▶ [Aim]: Without including any pictures, write out the listing below exactly.

____

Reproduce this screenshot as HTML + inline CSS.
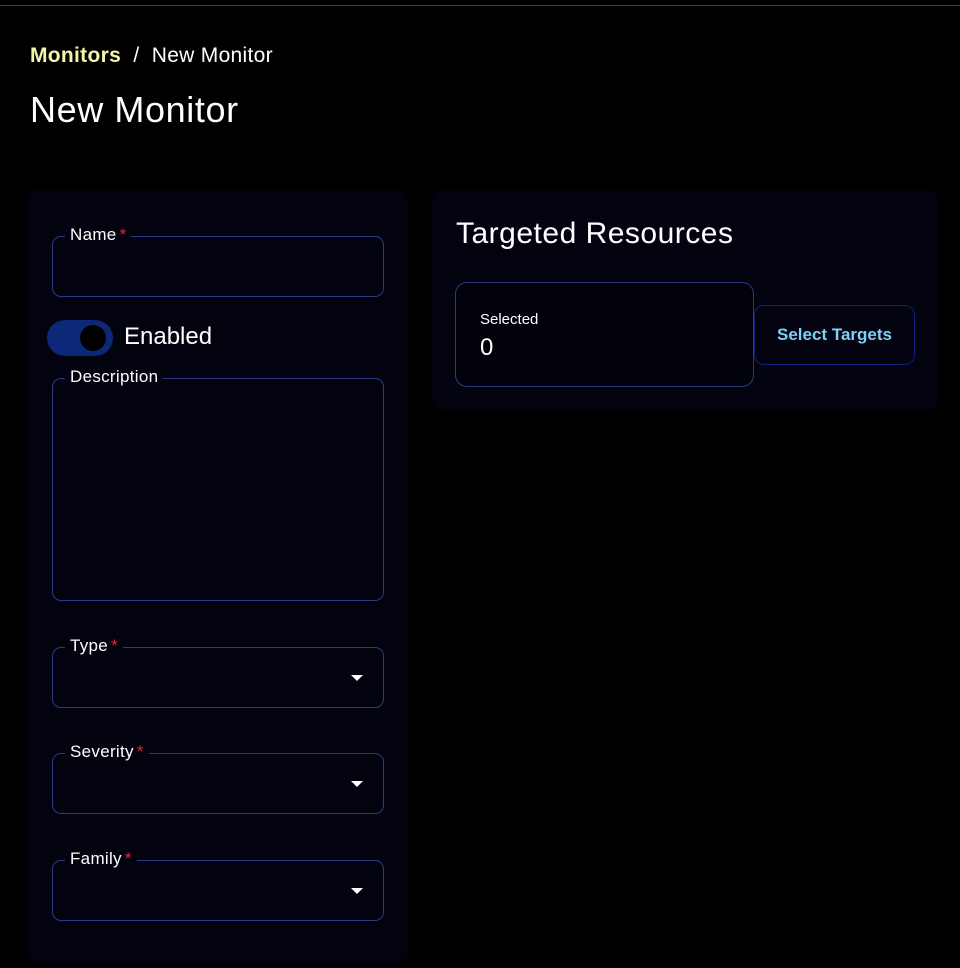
<!DOCTYPE html>
<html><head><style>
*{box-sizing:border-box;margin:0;padding:0}
body{width:960px;height:968px;background:#000;font-family:"Liberation Sans",sans-serif;color:#fff;position:relative;overflow:hidden}
.top{position:absolute;left:0;top:5px;width:960px;height:1px;background:#3c3c5a}
.crumb{position:absolute;left:30px;top:44px;font-size:21px;letter-spacing:0.3px}
.crumb b{color:#f3f5a8}
h1{position:absolute;left:30px;top:89px;font-size:36px;font-weight:normal;letter-spacing:0.6px}
.panel{position:absolute;background:#03030f;border-radius:10px}
.f{position:absolute;left:24px;width:332px;border:1px solid #2c3a86;border-radius:9px}
.lbl{position:absolute;left:12px;top:-12px;background:#03030f;padding:0 5px;font-size:17px;letter-spacing:0.3px}
.lbl i{color:#e5243b;font-style:normal;margin-left:3px}
.arr{position:absolute;right:20px;top:27px;width:0;height:0;border-left:6px solid transparent;border-right:6px solid transparent;border-top:6px solid #fff}
</style></head><body>
<div class="top"></div>
<div class="crumb"><b>Monitors</b>&nbsp;&nbsp;/&nbsp;&nbsp;New Monitor</div>
<h1>New Monitor</h1>
<div class="panel" style="left:28px;top:190px;width:380px;height:773px">
 <div class="f" style="top:46px;height:61px"><span class="lbl">Name<i>*</i></span></div>
 <div style="position:absolute;left:19px;top:130px;width:66px;height:36px;border-radius:18px;background:#0d2878"><div style="position:absolute;left:33px;top:5px;width:26px;height:26px;border-radius:50%;background:#000"></div></div>
 <div style="position:absolute;left:96px;top:133px;font-size:24px">Enabled</div>
 <div class="f" style="top:188px;height:223px"><span class="lbl">Description</span></div>
 <div class="f" style="top:457px;height:61px"><span class="lbl">Type<i>*</i></span><div class="arr"></div></div>
 <div class="f" style="top:563px;height:61px"><span class="lbl">Severity<i>*</i></span><div class="arr"></div></div>
 <div class="f" style="top:670px;height:61px"><span class="lbl">Family<i>*</i></span><div class="arr"></div></div>
</div>
<div class="panel" style="left:432px;top:190px;width:506px;height:220px">
 <div style="position:absolute;left:24px;top:27px;font-size:30px;letter-spacing:0.5px">Targeted Resources</div>
 <div style="position:absolute;left:23px;top:92px;width:299px;height:105px;border:1px solid #2c3a86;border-radius:12px;background:#01010a">
  <div style="position:absolute;left:24px;top:28px;font-size:15px">Selected</div>
  <div style="position:absolute;left:24px;top:51px;font-size:24px">0</div>
 </div>
 <div style="position:absolute;left:322px;top:115px;width:161px;height:60px;border:1px solid #0e1e80;border-radius:10px;color:#7fd0f5;font-weight:bold;font-size:17px;text-align:center;line-height:58px">Select Targets</div>
</div>
</body></html>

____

▶ [Output for this task]:
Reproduce this screenshot as HTML + inline CSS.
<!DOCTYPE html>
<html><head><style>
*{box-sizing:border-box;margin:0;padding:0}
body{width:960px;height:968px;background:#000;font-family:"Liberation Sans",sans-serif;color:#fff;position:relative;overflow:hidden}
.top{position:absolute;left:0;top:5px;width:960px;height:1px;background:#3c3c5a}
.crumb{position:absolute;left:30px;top:44px;font-size:21px;letter-spacing:0.3px}
.crumb b{color:#f3f5a8}
h1{position:absolute;left:30px;top:89px;font-size:36px;font-weight:normal;letter-spacing:0.6px}
.panel{position:absolute;background:#03030f;border-radius:10px}
.f{position:absolute;left:24px;width:332px;border:1px solid #2c3a86;border-radius:9px}
.lbl{position:absolute;left:12px;top:-12px;background:#03030f;padding:0 5px;font-size:17px;letter-spacing:0.3px}
.lbl i{color:#e5243b;font-style:normal;margin-left:3px}
.arr{position:absolute;right:20px;top:27px;width:0;height:0;border-left:6px solid transparent;border-right:6px solid transparent;border-top:6px solid #fff}
</style></head><body>
<div class="top"></div>
<div class="crumb"><b>Monitors</b>&nbsp;&nbsp;/&nbsp;&nbsp;New Monitor</div>
<h1>New Monitor</h1>
<div class="panel" style="left:28px;top:190px;width:380px;height:773px">
 <div class="f" style="top:46px;height:61px"><span class="lbl">Name<i>*</i></span></div>
 <div style="position:absolute;left:19px;top:130px;width:66px;height:36px;border-radius:18px;background:#0d2878"><div style="position:absolute;left:33px;top:5px;width:26px;height:26px;border-radius:50%;background:#000"></div></div>
 <div style="position:absolute;left:96px;top:133px;font-size:24px">Enabled</div>
 <div class="f" style="top:188px;height:223px"><span class="lbl">Description</span></div>
 <div class="f" style="top:457px;height:61px"><span class="lbl">Type<i>*</i></span><div class="arr"></div></div>
 <div class="f" style="top:563px;height:61px"><span class="lbl">Severity<i>*</i></span><div class="arr"></div></div>
 <div class="f" style="top:670px;height:61px"><span class="lbl">Family<i>*</i></span><div class="arr"></div></div>
</div>
<div class="panel" style="left:432px;top:190px;width:506px;height:220px">
 <div style="position:absolute;left:24px;top:27px;font-size:30px;letter-spacing:0.5px">Targeted Resources</div>
 <div style="position:absolute;left:23px;top:92px;width:299px;height:105px;border:1px solid #2c3a86;border-radius:12px;background:#01010a">
  <div style="position:absolute;left:24px;top:28px;font-size:15px">Selected</div>
  <div style="position:absolute;left:24px;top:51px;font-size:24px">0</div>
 </div>
 <div style="position:absolute;left:322px;top:115px;width:161px;height:60px;border:1px solid #0e1e80;border-radius:10px;color:#7fd0f5;font-weight:bold;font-size:17px;text-align:center;line-height:58px">Select Targets</div>
</div>
</body></html>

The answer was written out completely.